◆ WRITTEN INSTRUCTION: Find the string "React" in the data, then copy every line where it is found.

◆ AVAILABLE DATA:
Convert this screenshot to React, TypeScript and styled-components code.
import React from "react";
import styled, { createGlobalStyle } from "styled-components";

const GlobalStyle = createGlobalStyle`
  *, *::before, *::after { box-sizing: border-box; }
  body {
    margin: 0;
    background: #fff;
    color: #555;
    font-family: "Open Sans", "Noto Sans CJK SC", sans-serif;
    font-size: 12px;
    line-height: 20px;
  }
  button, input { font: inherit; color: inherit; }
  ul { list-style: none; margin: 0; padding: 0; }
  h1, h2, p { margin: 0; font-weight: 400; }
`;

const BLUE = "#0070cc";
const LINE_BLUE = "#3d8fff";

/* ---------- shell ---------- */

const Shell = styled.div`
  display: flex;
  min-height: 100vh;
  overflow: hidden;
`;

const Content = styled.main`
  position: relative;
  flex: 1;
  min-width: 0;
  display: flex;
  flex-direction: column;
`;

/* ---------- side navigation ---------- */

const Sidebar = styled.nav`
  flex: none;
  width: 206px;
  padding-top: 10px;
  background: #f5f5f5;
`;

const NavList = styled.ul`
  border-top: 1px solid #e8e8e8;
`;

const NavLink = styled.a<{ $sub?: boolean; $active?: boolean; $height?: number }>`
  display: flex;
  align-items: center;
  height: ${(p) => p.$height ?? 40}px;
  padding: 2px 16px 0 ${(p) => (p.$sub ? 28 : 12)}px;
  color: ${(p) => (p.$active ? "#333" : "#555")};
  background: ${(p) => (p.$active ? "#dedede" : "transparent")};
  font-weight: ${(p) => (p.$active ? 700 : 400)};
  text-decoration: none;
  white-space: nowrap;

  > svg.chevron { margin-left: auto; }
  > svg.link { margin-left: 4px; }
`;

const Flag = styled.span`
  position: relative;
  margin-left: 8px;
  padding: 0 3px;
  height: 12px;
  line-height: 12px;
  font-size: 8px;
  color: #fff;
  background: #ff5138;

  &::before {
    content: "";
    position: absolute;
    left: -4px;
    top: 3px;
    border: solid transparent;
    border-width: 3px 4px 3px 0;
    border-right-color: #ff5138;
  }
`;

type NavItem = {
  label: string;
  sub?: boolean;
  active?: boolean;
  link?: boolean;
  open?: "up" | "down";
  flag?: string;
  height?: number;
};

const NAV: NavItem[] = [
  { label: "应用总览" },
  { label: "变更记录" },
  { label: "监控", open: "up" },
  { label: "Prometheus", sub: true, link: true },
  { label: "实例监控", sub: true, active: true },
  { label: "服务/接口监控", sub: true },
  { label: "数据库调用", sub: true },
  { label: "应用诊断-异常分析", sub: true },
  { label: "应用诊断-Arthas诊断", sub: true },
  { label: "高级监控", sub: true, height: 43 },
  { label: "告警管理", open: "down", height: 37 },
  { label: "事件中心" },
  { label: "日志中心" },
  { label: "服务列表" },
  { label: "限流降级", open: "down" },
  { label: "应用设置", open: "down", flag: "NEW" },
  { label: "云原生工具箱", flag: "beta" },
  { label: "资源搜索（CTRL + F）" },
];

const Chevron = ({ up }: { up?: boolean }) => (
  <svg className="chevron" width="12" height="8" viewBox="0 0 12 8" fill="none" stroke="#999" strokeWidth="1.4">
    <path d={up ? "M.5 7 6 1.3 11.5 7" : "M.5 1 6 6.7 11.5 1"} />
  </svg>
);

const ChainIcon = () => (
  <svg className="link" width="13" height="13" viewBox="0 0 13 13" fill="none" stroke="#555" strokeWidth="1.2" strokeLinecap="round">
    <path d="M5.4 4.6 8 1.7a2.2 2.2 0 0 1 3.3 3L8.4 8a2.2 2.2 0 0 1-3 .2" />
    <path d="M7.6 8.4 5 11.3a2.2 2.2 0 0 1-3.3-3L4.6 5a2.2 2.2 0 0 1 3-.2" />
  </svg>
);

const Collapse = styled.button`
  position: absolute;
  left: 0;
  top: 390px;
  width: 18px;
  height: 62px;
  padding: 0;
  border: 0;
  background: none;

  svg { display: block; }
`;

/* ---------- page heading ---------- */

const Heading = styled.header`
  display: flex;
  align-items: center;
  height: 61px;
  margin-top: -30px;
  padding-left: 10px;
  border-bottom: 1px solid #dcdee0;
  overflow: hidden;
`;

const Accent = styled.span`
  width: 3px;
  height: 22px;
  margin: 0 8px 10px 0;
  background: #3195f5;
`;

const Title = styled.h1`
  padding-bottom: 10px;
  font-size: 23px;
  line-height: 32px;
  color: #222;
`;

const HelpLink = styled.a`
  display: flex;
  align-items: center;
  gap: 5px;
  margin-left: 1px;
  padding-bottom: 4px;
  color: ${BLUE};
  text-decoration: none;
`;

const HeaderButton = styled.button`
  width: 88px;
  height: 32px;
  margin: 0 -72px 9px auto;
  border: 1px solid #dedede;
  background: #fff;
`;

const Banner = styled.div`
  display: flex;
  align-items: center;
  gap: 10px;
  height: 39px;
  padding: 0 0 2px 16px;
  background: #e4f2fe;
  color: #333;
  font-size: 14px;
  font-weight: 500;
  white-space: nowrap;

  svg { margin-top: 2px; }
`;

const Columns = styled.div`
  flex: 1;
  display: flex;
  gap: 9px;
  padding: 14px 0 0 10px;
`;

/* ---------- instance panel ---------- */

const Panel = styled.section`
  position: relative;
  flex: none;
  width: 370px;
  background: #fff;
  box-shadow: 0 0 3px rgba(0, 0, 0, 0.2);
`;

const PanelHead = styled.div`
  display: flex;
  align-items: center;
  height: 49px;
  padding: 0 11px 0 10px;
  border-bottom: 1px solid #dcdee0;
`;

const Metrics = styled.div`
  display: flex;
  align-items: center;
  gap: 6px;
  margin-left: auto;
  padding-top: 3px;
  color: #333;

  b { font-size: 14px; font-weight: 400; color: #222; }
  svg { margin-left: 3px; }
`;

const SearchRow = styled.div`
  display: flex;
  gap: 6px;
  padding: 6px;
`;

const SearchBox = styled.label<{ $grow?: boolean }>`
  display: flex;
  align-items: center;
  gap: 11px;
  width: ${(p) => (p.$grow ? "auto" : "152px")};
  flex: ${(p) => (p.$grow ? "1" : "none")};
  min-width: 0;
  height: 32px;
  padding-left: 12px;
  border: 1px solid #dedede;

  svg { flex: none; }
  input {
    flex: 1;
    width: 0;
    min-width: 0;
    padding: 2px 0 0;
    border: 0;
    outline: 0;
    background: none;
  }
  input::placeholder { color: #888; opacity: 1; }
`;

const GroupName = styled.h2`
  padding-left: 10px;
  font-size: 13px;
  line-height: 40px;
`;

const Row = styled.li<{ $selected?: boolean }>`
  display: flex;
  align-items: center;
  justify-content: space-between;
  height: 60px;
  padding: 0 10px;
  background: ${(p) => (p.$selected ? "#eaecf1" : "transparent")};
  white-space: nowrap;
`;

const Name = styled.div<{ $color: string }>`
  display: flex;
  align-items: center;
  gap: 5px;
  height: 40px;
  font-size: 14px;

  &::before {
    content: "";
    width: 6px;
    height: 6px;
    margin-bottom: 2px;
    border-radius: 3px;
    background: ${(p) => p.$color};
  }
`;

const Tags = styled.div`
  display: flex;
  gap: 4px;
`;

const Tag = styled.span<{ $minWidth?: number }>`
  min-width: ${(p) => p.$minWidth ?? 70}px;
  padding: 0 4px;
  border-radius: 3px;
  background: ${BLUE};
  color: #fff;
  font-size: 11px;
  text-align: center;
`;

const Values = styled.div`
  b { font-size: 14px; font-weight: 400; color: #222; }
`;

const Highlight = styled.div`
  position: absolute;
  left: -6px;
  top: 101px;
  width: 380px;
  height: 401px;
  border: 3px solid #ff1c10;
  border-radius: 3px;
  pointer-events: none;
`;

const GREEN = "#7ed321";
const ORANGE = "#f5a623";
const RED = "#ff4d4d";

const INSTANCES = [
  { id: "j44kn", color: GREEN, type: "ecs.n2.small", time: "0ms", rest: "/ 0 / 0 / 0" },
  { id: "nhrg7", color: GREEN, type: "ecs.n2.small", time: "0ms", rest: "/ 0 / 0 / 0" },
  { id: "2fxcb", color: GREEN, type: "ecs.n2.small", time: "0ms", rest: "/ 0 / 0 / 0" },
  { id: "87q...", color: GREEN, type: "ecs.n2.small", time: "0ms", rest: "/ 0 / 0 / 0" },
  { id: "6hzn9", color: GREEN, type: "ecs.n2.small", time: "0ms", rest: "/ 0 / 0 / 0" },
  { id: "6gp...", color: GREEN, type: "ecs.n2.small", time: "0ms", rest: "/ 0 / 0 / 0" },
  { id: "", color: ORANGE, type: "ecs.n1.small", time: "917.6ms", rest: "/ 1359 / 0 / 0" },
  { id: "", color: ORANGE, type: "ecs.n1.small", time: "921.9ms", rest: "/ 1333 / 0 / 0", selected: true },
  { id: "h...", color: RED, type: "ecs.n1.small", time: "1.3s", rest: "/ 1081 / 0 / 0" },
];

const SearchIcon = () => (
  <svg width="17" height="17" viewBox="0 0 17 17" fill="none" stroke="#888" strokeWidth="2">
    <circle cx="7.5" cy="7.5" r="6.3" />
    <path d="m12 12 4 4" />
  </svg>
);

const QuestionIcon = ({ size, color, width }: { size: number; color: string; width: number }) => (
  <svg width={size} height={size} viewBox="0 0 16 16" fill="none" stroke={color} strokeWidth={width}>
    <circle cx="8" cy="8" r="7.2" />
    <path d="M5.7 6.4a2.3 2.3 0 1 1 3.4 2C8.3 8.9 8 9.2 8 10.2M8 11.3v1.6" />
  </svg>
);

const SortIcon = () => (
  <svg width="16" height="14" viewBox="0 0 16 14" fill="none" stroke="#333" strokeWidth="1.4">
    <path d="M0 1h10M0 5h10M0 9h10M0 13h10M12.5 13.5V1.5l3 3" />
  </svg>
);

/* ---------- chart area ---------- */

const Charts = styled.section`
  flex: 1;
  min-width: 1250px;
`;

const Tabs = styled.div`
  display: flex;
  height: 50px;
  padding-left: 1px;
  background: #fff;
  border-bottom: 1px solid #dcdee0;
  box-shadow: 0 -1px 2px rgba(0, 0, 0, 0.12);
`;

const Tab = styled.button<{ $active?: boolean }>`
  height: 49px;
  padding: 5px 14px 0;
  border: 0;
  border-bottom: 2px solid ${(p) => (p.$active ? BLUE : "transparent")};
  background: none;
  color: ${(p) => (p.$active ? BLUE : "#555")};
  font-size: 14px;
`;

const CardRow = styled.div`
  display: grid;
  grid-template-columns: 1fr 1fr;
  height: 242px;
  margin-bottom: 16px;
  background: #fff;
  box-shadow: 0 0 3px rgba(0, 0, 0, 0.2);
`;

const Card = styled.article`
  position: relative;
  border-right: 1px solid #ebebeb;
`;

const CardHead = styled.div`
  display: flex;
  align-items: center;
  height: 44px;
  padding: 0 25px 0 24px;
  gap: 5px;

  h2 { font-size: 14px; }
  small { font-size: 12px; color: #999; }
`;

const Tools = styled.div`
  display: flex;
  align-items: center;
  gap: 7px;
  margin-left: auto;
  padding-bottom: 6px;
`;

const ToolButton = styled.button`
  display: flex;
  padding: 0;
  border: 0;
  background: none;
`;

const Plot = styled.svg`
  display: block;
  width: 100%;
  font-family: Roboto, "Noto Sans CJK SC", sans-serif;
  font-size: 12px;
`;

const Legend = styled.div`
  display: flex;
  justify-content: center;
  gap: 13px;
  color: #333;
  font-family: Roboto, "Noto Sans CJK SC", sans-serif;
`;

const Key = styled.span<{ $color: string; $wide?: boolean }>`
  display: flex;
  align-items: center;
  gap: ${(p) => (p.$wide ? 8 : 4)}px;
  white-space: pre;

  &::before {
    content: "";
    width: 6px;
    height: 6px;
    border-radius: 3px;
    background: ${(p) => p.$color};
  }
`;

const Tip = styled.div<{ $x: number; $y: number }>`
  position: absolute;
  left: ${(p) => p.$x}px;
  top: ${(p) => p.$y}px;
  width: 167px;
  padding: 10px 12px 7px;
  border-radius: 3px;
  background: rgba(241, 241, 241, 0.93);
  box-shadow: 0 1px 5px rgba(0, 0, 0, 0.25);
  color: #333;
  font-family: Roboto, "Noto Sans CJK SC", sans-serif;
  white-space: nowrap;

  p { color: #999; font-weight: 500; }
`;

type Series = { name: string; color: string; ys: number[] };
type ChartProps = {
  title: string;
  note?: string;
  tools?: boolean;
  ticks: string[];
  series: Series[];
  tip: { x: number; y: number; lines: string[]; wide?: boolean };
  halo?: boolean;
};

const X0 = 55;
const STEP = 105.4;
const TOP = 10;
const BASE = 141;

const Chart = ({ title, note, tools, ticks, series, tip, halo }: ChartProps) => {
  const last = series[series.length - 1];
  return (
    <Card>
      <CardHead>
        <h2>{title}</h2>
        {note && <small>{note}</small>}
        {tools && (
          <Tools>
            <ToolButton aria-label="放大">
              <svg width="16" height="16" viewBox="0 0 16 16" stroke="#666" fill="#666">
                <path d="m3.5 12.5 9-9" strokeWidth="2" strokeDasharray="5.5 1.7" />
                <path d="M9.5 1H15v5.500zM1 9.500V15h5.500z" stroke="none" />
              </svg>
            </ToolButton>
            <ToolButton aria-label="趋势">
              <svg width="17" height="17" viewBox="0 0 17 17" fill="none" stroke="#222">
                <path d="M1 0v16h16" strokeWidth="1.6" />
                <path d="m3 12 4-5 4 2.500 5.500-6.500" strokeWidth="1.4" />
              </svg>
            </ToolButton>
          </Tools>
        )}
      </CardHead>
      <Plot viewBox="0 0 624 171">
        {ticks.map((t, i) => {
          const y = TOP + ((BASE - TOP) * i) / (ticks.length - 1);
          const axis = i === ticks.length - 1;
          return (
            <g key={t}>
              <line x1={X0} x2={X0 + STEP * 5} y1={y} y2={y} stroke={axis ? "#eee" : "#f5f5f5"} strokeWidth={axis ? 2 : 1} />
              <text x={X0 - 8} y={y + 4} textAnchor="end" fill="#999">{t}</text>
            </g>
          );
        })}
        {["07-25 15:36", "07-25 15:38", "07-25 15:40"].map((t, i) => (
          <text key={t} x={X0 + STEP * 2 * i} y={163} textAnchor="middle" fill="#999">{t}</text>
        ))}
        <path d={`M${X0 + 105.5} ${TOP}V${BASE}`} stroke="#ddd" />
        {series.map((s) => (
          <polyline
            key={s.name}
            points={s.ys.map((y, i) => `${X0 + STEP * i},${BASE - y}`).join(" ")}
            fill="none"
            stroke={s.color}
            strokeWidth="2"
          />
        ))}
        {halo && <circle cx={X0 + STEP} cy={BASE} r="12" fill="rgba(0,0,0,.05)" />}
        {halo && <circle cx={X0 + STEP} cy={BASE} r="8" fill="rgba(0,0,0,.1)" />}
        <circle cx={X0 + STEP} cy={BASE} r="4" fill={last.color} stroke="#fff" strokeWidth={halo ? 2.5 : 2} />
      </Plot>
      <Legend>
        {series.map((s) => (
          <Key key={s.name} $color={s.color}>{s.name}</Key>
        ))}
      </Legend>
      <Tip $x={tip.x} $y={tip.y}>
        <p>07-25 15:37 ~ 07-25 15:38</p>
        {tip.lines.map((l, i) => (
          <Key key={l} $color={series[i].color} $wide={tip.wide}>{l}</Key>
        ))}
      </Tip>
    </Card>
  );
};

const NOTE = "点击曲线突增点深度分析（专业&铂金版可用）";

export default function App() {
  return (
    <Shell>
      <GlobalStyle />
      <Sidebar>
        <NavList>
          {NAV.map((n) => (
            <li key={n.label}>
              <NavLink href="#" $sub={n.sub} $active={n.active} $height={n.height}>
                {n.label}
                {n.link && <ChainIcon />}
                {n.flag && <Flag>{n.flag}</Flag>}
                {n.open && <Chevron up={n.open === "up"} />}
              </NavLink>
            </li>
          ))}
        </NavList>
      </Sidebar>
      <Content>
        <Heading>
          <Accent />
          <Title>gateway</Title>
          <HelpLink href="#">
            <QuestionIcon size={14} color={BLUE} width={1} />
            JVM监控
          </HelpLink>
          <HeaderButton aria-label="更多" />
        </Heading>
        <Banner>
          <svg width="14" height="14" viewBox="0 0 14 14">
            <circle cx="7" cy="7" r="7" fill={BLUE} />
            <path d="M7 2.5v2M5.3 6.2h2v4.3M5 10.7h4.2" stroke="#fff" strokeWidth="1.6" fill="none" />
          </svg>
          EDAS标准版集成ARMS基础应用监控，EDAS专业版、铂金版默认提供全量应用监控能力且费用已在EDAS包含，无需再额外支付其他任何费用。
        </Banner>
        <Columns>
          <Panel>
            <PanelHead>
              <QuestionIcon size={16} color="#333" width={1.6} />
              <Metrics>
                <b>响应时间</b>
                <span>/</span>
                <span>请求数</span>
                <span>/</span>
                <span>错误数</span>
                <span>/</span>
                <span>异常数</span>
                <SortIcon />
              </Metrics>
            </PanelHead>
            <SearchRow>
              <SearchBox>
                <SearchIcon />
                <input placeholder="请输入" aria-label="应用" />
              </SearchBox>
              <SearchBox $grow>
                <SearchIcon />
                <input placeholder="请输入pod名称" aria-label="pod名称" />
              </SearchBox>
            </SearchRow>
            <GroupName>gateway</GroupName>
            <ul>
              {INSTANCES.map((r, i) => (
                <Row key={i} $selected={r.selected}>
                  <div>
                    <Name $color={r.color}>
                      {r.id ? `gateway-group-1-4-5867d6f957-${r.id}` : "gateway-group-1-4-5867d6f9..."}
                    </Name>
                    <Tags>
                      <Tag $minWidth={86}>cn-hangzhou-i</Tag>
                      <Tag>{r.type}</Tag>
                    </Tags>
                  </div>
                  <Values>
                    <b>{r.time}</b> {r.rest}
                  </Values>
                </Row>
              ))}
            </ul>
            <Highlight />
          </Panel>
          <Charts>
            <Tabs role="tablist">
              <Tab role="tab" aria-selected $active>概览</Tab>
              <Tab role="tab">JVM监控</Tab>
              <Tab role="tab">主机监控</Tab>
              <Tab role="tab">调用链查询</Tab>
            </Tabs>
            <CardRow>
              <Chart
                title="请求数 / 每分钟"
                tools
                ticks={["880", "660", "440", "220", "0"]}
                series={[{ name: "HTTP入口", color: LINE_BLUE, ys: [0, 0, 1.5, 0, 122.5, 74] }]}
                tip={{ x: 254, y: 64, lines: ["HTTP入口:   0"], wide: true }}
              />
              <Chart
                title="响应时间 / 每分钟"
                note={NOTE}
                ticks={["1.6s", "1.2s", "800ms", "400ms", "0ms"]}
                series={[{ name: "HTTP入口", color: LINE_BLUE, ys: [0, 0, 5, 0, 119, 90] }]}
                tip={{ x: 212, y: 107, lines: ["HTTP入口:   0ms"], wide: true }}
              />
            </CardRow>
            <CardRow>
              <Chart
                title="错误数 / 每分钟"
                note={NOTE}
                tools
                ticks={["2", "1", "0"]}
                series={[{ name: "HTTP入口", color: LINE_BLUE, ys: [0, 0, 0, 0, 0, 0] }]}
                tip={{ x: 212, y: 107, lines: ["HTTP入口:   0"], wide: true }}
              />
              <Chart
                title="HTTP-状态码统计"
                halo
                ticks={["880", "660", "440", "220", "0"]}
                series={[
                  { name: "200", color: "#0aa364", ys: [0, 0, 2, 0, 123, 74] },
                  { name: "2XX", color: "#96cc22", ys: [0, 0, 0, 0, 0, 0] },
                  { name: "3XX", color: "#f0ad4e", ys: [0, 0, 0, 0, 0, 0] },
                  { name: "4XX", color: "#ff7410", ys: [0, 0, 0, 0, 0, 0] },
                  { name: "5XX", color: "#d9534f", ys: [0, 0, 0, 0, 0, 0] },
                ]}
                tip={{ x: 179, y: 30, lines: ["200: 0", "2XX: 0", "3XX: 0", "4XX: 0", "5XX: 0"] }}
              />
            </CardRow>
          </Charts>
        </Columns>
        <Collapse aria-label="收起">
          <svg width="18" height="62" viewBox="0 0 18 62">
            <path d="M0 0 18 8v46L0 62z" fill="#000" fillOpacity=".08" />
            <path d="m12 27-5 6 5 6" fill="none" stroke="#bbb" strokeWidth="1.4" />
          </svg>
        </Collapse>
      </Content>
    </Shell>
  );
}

◆ OUTPUT FOR THIS TASK:
Convert this screenshot to React, TypeScript and styled-components code.
import React from "react";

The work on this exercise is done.